## Dataset content
=====
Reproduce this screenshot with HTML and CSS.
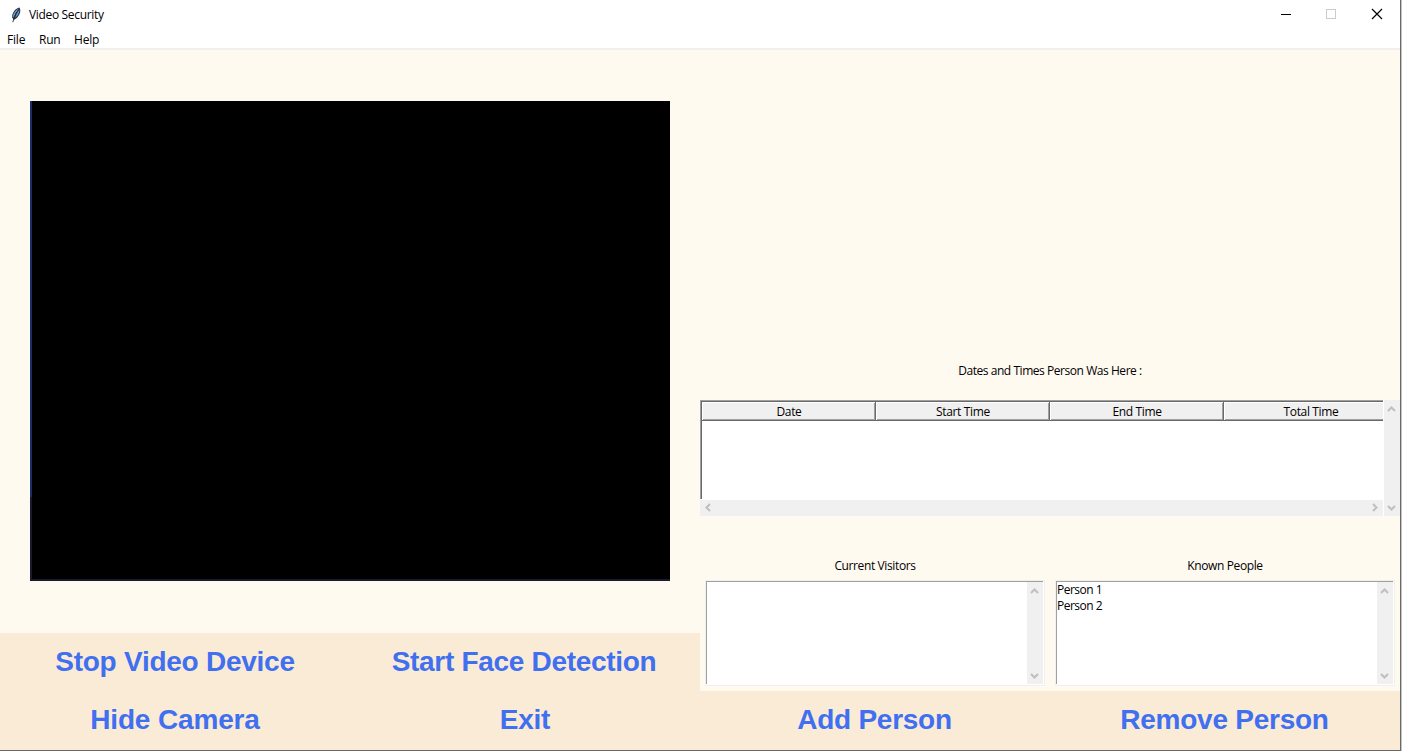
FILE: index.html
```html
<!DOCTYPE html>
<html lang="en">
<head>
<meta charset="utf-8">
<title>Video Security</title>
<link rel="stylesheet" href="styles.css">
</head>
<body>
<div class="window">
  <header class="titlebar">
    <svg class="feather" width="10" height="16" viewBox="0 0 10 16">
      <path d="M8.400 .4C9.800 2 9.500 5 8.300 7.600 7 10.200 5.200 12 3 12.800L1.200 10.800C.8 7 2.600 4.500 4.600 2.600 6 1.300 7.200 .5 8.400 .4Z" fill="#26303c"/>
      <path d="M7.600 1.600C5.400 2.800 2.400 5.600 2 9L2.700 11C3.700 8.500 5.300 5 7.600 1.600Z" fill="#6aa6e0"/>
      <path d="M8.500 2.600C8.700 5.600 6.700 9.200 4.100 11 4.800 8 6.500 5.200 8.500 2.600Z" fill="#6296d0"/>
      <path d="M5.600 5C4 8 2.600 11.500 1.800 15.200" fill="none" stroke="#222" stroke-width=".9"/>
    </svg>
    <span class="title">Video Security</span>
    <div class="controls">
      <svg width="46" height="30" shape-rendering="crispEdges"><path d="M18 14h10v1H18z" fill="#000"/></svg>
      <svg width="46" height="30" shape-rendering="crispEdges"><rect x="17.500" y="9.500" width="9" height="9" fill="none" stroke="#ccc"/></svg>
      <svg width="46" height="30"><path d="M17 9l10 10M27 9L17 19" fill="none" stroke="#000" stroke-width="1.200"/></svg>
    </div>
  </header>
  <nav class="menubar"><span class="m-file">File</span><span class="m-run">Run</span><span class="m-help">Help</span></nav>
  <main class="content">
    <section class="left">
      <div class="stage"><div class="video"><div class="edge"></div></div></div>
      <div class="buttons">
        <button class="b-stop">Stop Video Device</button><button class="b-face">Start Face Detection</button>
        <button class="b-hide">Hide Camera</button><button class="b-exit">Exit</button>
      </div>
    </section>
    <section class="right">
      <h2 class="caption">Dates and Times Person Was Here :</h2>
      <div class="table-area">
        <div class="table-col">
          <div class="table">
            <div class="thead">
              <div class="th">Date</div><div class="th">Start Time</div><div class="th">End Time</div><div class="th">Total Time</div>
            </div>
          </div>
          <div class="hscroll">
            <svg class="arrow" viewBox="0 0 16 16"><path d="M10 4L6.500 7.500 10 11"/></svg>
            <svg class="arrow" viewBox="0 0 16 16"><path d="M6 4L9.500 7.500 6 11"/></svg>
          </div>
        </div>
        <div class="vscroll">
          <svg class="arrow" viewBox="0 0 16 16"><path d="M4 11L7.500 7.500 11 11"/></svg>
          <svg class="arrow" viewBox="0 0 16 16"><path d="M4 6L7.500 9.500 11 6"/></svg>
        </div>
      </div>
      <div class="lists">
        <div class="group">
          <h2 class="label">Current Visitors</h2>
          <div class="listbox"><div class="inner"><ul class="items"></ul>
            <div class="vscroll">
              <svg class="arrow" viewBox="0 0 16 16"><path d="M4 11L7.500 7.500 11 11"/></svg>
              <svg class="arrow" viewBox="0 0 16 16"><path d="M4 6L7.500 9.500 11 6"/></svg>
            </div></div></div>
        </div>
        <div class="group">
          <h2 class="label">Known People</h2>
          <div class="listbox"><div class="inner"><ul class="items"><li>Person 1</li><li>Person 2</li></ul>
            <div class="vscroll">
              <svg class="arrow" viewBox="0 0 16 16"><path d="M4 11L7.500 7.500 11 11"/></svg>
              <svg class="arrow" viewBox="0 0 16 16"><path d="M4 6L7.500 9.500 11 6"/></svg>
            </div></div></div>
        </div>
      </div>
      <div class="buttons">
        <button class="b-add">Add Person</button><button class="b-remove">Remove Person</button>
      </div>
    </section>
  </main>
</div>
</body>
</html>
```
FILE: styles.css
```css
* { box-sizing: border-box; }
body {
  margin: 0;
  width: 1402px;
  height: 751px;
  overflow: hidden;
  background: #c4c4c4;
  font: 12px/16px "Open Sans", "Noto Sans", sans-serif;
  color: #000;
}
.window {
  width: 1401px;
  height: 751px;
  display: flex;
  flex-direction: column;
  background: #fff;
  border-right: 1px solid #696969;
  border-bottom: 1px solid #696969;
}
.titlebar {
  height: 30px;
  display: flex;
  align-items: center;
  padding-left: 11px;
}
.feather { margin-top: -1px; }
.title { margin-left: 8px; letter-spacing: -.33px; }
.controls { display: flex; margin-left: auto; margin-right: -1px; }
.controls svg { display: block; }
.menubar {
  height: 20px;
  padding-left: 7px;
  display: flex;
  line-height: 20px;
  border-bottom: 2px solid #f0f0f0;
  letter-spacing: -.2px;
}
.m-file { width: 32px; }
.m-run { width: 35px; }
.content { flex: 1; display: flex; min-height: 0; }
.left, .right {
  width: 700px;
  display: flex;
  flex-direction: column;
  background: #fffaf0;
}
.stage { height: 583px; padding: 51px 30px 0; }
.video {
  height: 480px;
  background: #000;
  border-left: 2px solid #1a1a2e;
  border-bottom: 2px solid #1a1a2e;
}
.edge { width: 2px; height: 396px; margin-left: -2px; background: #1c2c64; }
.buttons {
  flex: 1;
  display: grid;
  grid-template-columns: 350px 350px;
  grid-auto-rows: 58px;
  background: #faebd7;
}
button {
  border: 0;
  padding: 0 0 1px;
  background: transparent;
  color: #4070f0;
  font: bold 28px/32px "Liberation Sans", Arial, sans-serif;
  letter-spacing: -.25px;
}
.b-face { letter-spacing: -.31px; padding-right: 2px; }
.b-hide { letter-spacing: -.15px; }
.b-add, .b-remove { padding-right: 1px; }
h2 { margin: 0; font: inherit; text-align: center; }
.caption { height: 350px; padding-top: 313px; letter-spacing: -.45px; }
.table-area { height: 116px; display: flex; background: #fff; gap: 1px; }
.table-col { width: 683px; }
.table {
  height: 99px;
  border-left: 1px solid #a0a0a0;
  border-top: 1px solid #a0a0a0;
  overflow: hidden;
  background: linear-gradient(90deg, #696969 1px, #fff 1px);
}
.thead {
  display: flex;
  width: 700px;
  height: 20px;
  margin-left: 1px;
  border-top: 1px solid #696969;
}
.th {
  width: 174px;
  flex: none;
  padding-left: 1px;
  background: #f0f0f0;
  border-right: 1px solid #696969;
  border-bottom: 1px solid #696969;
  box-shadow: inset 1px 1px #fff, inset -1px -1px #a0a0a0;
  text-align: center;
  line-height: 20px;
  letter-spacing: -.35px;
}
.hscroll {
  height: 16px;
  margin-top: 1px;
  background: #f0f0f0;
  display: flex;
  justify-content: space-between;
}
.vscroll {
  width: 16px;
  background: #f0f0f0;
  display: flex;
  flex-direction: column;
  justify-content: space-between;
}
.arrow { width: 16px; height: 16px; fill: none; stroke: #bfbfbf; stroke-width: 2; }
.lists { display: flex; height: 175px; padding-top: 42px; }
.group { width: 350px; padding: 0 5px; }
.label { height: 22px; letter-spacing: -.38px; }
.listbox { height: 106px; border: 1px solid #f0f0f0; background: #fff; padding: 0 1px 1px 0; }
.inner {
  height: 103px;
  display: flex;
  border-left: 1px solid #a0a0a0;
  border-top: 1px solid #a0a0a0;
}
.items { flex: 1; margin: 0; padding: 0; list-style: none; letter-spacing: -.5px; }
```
=====
## Written exercise
Transcribe the preceding listing in its entirety and with exact wording, leaving out pictures.

## Final result
Reproduce this screenshot with HTML and CSS.
FILE: index.html
```html
<!DOCTYPE html>
<html lang="en">
<head>
<meta charset="utf-8">
<title>Video Security</title>
<link rel="stylesheet" href="styles.css">
</head>
<body>
<div class="window">
  <header class="titlebar">
    <svg class="feather" width="10" height="16" viewBox="0 0 10 16">
      <path d="M8.400 .4C9.800 2 9.500 5 8.300 7.600 7 10.200 5.200 12 3 12.800L1.200 10.800C.8 7 2.600 4.500 4.600 2.600 6 1.300 7.200 .5 8.400 .4Z" fill="#26303c"/>
      <path d="M7.600 1.600C5.400 2.800 2.400 5.600 2 9L2.700 11C3.700 8.500 5.300 5 7.600 1.600Z" fill="#6aa6e0"/>
      <path d="M8.500 2.600C8.700 5.600 6.700 9.200 4.100 11 4.800 8 6.500 5.200 8.500 2.600Z" fill="#6296d0"/>
      <path d="M5.600 5C4 8 2.600 11.500 1.800 15.200" fill="none" stroke="#222" stroke-width=".9"/>
    </svg>
    <span class="title">Video Security</span>
    <div class="controls">
      <svg width="46" height="30" shape-rendering="crispEdges"><path d="M18 14h10v1H18z" fill="#000"/></svg>
      <svg width="46" height="30" shape-rendering="crispEdges"><rect x="17.500" y="9.500" width="9" height="9" fill="none" stroke="#ccc"/></svg>
      <svg width="46" height="30"><path d="M17 9l10 10M27 9L17 19" fill="none" stroke="#000" stroke-width="1.200"/></svg>
    </div>
  </header>
  <nav class="menubar"><span class="m-file">File</span><span class="m-run">Run</span><span class="m-help">Help</span></nav>
  <main class="content">
    <section class="left">
      <div class="stage"><div class="video"><div class="edge"></div></div></div>
      <div class="buttons">
        <button class="b-stop">Stop Video Device</button><button class="b-face">Start Face Detection</button>
        <button class="b-hide">Hide Camera</button><button class="b-exit">Exit</button>
      </div>
    </section>
    <section class="right">
      <h2 class="caption">Dates and Times Person Was Here :</h2>
      <div class="table-area">
        <div class="table-col">
          <div class="table">
            <div class="thead">
              <div class="th">Date</div><div class="th">Start Time</div><div class="th">End Time</div><div class="th">Total Time</div>
            </div>
          </div>
          <div class="hscroll">
            <svg class="arrow" viewBox="0 0 16 16"><path d="M10 4L6.500 7.500 10 11"/></svg>
            <svg class="arrow" viewBox="0 0 16 16"><path d="M6 4L9.500 7.500 6 11"/></svg>
          </div>
        </div>
        <div class="vscroll">
          <svg class="arrow" viewBox="0 0 16 16"><path d="M4 11L7.500 7.500 11 11"/></svg>
          <svg class="arrow" viewBox="0 0 16 16"><path d="M4 6L7.500 9.500 11 6"/></svg>
        </div>
      </div>
      <div class="lists">
        <div class="group">
          <h2 class="label">Current Visitors</h2>
          <div class="listbox"><div class="inner"><ul class="items"></ul>
            <div class="vscroll">
              <svg class="arrow" viewBox="0 0 16 16"><path d="M4 11L7.500 7.500 11 11"/></svg>
              <svg class="arrow" viewBox="0 0 16 16"><path d="M4 6L7.500 9.500 11 6"/></svg>
            </div></div></div>
        </div>
        <div class="group">
          <h2 class="label">Known People</h2>
          <div class="listbox"><div class="inner"><ul class="items"><li>Person 1</li><li>Person 2</li></ul>
            <div class="vscroll">
              <svg class="arrow" viewBox="0 0 16 16"><path d="M4 11L7.500 7.500 11 11"/></svg>
              <svg class="arrow" viewBox="0 0 16 16"><path d="M4 6L7.500 9.500 11 6"/></svg>
            </div></div></div>
        </div>
      </div>
      <div class="buttons">
        <button class="b-add">Add Person</button><button class="b-remove">Remove Person</button>
      </div>
    </section>
  </main>
</div>
</body>
</html>
```
FILE: styles.css
```css
* { box-sizing: border-box; }
body {
  margin: 0;
  width: 1402px;
  height: 751px;
  overflow: hidden;
  background: #c4c4c4;
  font: 12px/16px "Open Sans", "Noto Sans", sans-serif;
  color: #000;
}
.window {
  width: 1401px;
  height: 751px;
  display: flex;
  flex-direction: column;
  background: #fff;
  border-right: 1px solid #696969;
  border-bottom: 1px solid #696969;
}
.titlebar {
  height: 30px;
  display: flex;
  align-items: center;
  padding-left: 11px;
}
.feather { margin-top: -1px; }
.title { margin-left: 8px; letter-spacing: -.33px; }
.controls { display: flex; margin-left: auto; margin-right: -1px; }
.controls svg { display: block; }
.menubar {
  height: 20px;
  padding-left: 7px;
  display: flex;
  line-height: 20px;
  border-bottom: 2px solid #f0f0f0;
  letter-spacing: -.2px;
}
.m-file { width: 32px; }
.m-run { width: 35px; }
.content { flex: 1; display: flex; min-height: 0; }
.left, .right {
  width: 700px;
  display: flex;
  flex-direction: column;
  background: #fffaf0;
}
.stage { height: 583px; padding: 51px 30px 0; }
.video {
  height: 480px;
  background: #000;
  border-left: 2px solid #1a1a2e;
  border-bottom: 2px solid #1a1a2e;
}
.edge { width: 2px; height: 396px; margin-left: -2px; background: #1c2c64; }
.buttons {
  flex: 1;
  display: grid;
  grid-template-columns: 350px 350px;
  grid-auto-rows: 58px;
  background: #faebd7;
}
button {
  border: 0;
  padding: 0 0 1px;
  background: transparent;
  color: #4070f0;
  font: bold 28px/32px "Liberation Sans", Arial, sans-serif;
  letter-spacing: -.25px;
}
.b-face { letter-spacing: -.31px; padding-right: 2px; }
.b-hide { letter-spacing: -.15px; }
.b-add, .b-remove { padding-right: 1px; }
h2 { margin: 0; font: inherit; text-align: center; }
.caption { height: 350px; padding-top: 313px; letter-spacing: -.45px; }
.table-area { height: 116px; display: flex; background: #fff; gap: 1px; }
.table-col { width: 683px; }
.table {
  height: 99px;
  border-left: 1px solid #a0a0a0;
  border-top: 1px solid #a0a0a0;
  overflow: hidden;
  background: linear-gradient(90deg, #696969 1px, #fff 1px);
}
.thead {
  display: flex;
  width: 700px;
  height: 20px;
  margin-left: 1px;
  border-top: 1px solid #696969;
}
.th {
  width: 174px;
  flex: none;
  padding-left: 1px;
  background: #f0f0f0;
  border-right: 1px solid #696969;
  border-bottom: 1px solid #696969;
  box-shadow: inset 1px 1px #fff, inset -1px -1px #a0a0a0;
  text-align: center;
  line-height: 20px;
  letter-spacing: -.35px;
}
.hscroll {
  height: 16px;
  margin-top: 1px;
  background: #f0f0f0;
  display: flex;
  justify-content: space-between;
}
.vscroll {
  width: 16px;
  background: #f0f0f0;
  display: flex;
  flex-direction: column;
  justify-content: space-between;
}
.arrow { width: 16px; height: 16px; fill: none; stroke: #bfbfbf; stroke-width: 2; }
.lists { display: flex; height: 175px; padding-top: 42px; }
.group { width: 350px; padding: 0 5px; }
.label { height: 22px; letter-spacing: -.38px; }
.listbox { height: 106px; border: 1px solid #f0f0f0; background: #fff; padding: 0 1px 1px 0; }
.inner {
  height: 103px;
  display: flex;
  border-left: 1px solid #a0a0a0;
  border-top: 1px solid #a0a0a0;
}
.items { flex: 1; margin: 0; padding: 0; list-style: none; letter-spacing: -.5px; }
```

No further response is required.